Does Wellsteps Understand Wellness? They are demonizing even the slightest consumption of alcohol, among many other misunderstandings. Shame on me for enjoying a glass of wine on a Saturday night!
The Back Story of the Scathing STATNews Smackdown of Wellsteps and the Koop Committee. This one leads to several other links.
The Koop Committee Raises Lying to an Art Form. It turns out Steve Aldana is not stupid: he apparently has heard of regression to the mean, but just pretended he hadn’t so he could take credit for it with the Boise Schools, who were not familiar with the concept.
if Wellsteps Isn’t Lying, I’ll Pay Them $1 Million but let’s just say I’m not taking out a second mortgage just yet.
An Honorable Mention goes to another vendor on this list, in the form of the Don Draper Award, for this advertising gem, aimed at ensuring that even the stupidest member of the Ignorati, and/or HERO Board members, can catch their name:
To quote the immortal words of the great philosopher Rick Perry, even a stopped clock is right once a day.* And, yes, on that Wellsteps list there is one standout vendor, US Preventive Medicine. It has validation from the Validation Institute. As you read their validation, note that while they show an enviable reduction in wellness-sensitive medical events, they don’t claim an ROI. This is testament to the integrity of both USPM and the Validation Institute.
*If you are a regular reader and didn’t find this quote amusing, read it again. If you are a wellness vendor, find a smart person to explain it to you.
We Caught a Wellness Vendor Doing Something Right: US Preventive Medicine
For a year now, we’ve been outing wellness vendors whose endless stream of rookie mistakes in outcomes calculations (that somehow always seem to overstate savings) has provided a correspondingly endless stream of mirth and merriment to our expanding cadre of visitors, whose numbers now exceed 50,000 in total.

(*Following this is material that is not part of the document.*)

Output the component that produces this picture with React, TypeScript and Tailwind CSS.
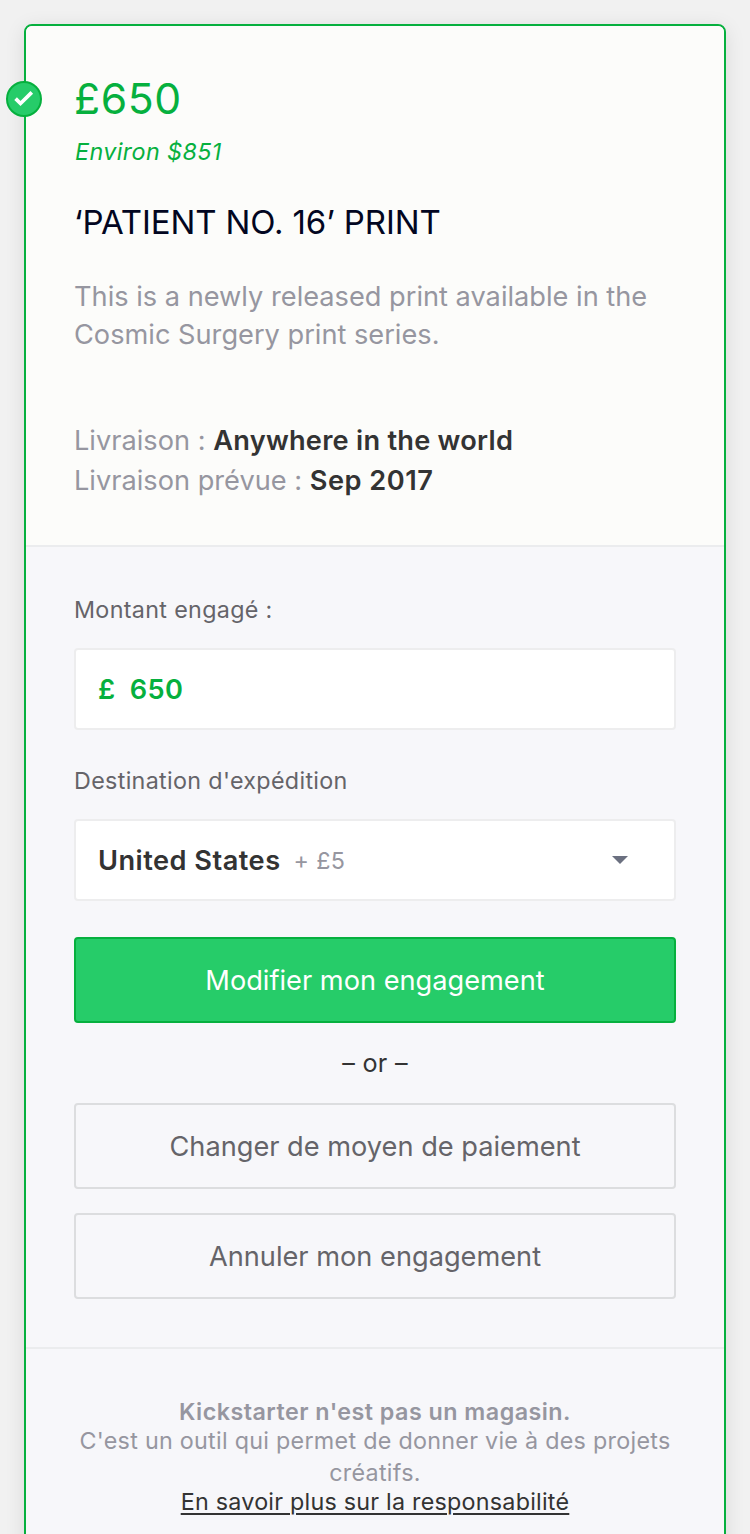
import React from "react";

const secondaryButton =
  "mt-6 flex h-[86px] w-full items-center justify-center rounded-[4px] border-2 border-[#dcdddf] pt-px text-[27.2px] leading-[33px] text-[#656469]";

const fieldLabel = "block text-[23.3px] leading-[29px] tracking-[0.33px] text-[#656469]";

function PledgeSummary() {
  return (
    <section className="h-[521px] border-b-2 border-[#ebecee] bg-[#fcfcfa] px-12 pt-[46px]">
      <h1 className="h-[54px] text-[42.7px] leading-[53px] tracking-[0.6px] text-[#06b03e]">£650</h1>
      <p className="mt-[11px] pl-px text-[23.3px] italic leading-[29px] tracking-[0.4px] text-[#06b03e]">Environ $851</p>
      <h2 className="mt-9 text-[33px] leading-10 tracking-[-0.12px] text-[#020621]">‘PATIENT NO. 16’ PRINT</h2>
      <p className="mt-[35.5px] whitespace-nowrap text-[27.2px] leading-[38px] text-[#9696a0]">
        This is a newly released print available in the
        <br />
        Cosmic Surgery print series.
      </p>
      <div className="mt-[67px] text-[27.2px] leading-10 text-[#9696a0]">
        <p>Livraison : <span className="font-semibold tracking-[0.25px] text-[#333]">Anywhere in the world</span></p>
        <p>Livraison prévue : <span className="font-semibold tracking-[0.5px] text-[#333]">Sep 2017</span></p>
      </div>
    </section>
  );
}

function PledgeForm() {
  return (
    <section className="h-[802px] border-b-2 border-[#ebecee] px-12 pt-12">
      <label className={fieldLabel}>Montant engagé :</label>
      <div className="mt-6 flex h-[82px] items-center gap-[14px] rounded-[4px] border-2 border-[#ededee] bg-white px-[22px] pt-px text-[27.2px] font-semibold leading-[33px] tracking-[0.5px] text-[#06b03e]">
        <span>£</span><span>650</span>
      </div>
      <div className="mt-9"><label className={fieldLabel}>Destination d'expédition</label></div>
      <div className="mt-6 flex h-[82px] items-center rounded-[4px] border-2 border-[#ededee] bg-white pl-[22px] pr-[46px]">
        <span className="pt-px text-[27.2px] font-semibold leading-[33px] tracking-[0.48px] text-[#333]">United States</span>
        <span className="ml-[13px] pt-px text-[23.3px] leading-[29px] tracking-[0.35px] text-[#9696a0]">+ £5</span>
        <svg className="ml-auto" width="16" height="8" viewBox="0 0 16 8"><path d="M0 0h16L8 8z" fill="#6b7080" /></svg>
      </div>
      <button className="mt-9 flex h-[86px] w-full items-center justify-center rounded-[4px] border-2 border-[#06b03e] bg-[#26cc69] pt-px text-[27.2px] leading-[33px] text-white">Modifier mon engagement</button>
      <p className="mt-[25px] h-[31px] text-center text-[25.2px] leading-[30px] tracking-[0.3px] text-[#333]">– or –</p>
      <button className={secondaryButton}>Changer de moyen de paiement</button>
      <button className={secondaryButton}>Annuler mon engagement</button>
    </section>
  );
}

export default function App() {
  return (
    <main className="h-[1534px] overflow-hidden bg-[#f1f1f1] px-6 pt-6 font-['Inter','Liberation_Sans',sans-serif]">
      <article className="relative h-[1600px] rounded-[8px] border-2 border-[#06b03e] bg-[#f7f7fa] shadow-[0_4px_20px_rgba(0,0,0,0.10)]">
        <div className="overflow-hidden rounded-t-[6px]"><PledgeSummary /></div>
        <div className="absolute -left-5 top-[55px] flex size-9 items-center justify-center rounded-full border-2 border-[#06b03e] bg-[#26cc69]">
          <svg width="20" height="16" viewBox="0 0 20 16" fill="none"><path d="M1.6 7.6l4.9 4.9L17.8 1.4" stroke="white" strokeWidth="3.7" /></svg>
        </div>
        <PledgeForm />
        <footer className="whitespace-nowrap px-12 pt-12 text-center text-[23.3px] text-[#9696a0]">
          <p className="font-semibold leading-[29px] tracking-[0.47px]">Kickstarter n'est pas un magasin.</p>
          <p className="-mt-[1.5px] leading-[32px] tracking-[0.28px]">C'est un outil qui permet de donner vie à des projets<br />créatifs.</p>
          <p className="-mt-[1.5px] leading-[29px] tracking-[0.24px]"><a className="text-[#333] underline decoration-2 underline-offset-[3px]">En savoir plus sur la responsabilité</a></p>
        </footer>
      </article>
    </main>
  );
}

During this period, like Diogenes, we’ve been searching for an honest, competent wellness vendor, one that we could highlight to show that we are not simply mean-spirited anti-wellnites who for some unknown reason were intent on denying employees the opportunity to become healthy.
Diogenes had it easy compared to us.
Quite literally we have sifted through hundreds of wellness vendors. Some are just a few fries short of a Happy Meal. They get highlighted in our popular On the Even Lighter Side compilation. Some have very squirelly data. They win Golden Squirrel Awards. Others, well, we’re not calling anybody scoundrels but let’s just say they could never be confused with Mother Theresa. They get Smoking Guns, featuring questions that buyers can ask them based on their own claims that can’t be answered.
None of these vendors or any other wellness vendor, it is worth noting, have managed to receive validation from the Intel-GE Care Innovations Validation Institute, despite the obvious advantages of a respected third-party’s endorsement…and the offer by They Said What? to remove all unflattering references to them if they achieved such validation, as many non-wellness companies have,
Finally, however, our quest for an honest and competent wellness vendor is rewarded. US Preventive Medicine has both achieved validation for its contractual language and has compiled an enviable record–across its entire book of business–of event reduction. The full press release can be viewed here.
Further, they measure risk factors on the entire population, which is valid, not just the highs-to-lows.
We applaud their willingness to attempt validation but especially the results they’ve achieved and the contracts that codify those results, assuring that their customers will also receive validation should they choose to apply for it.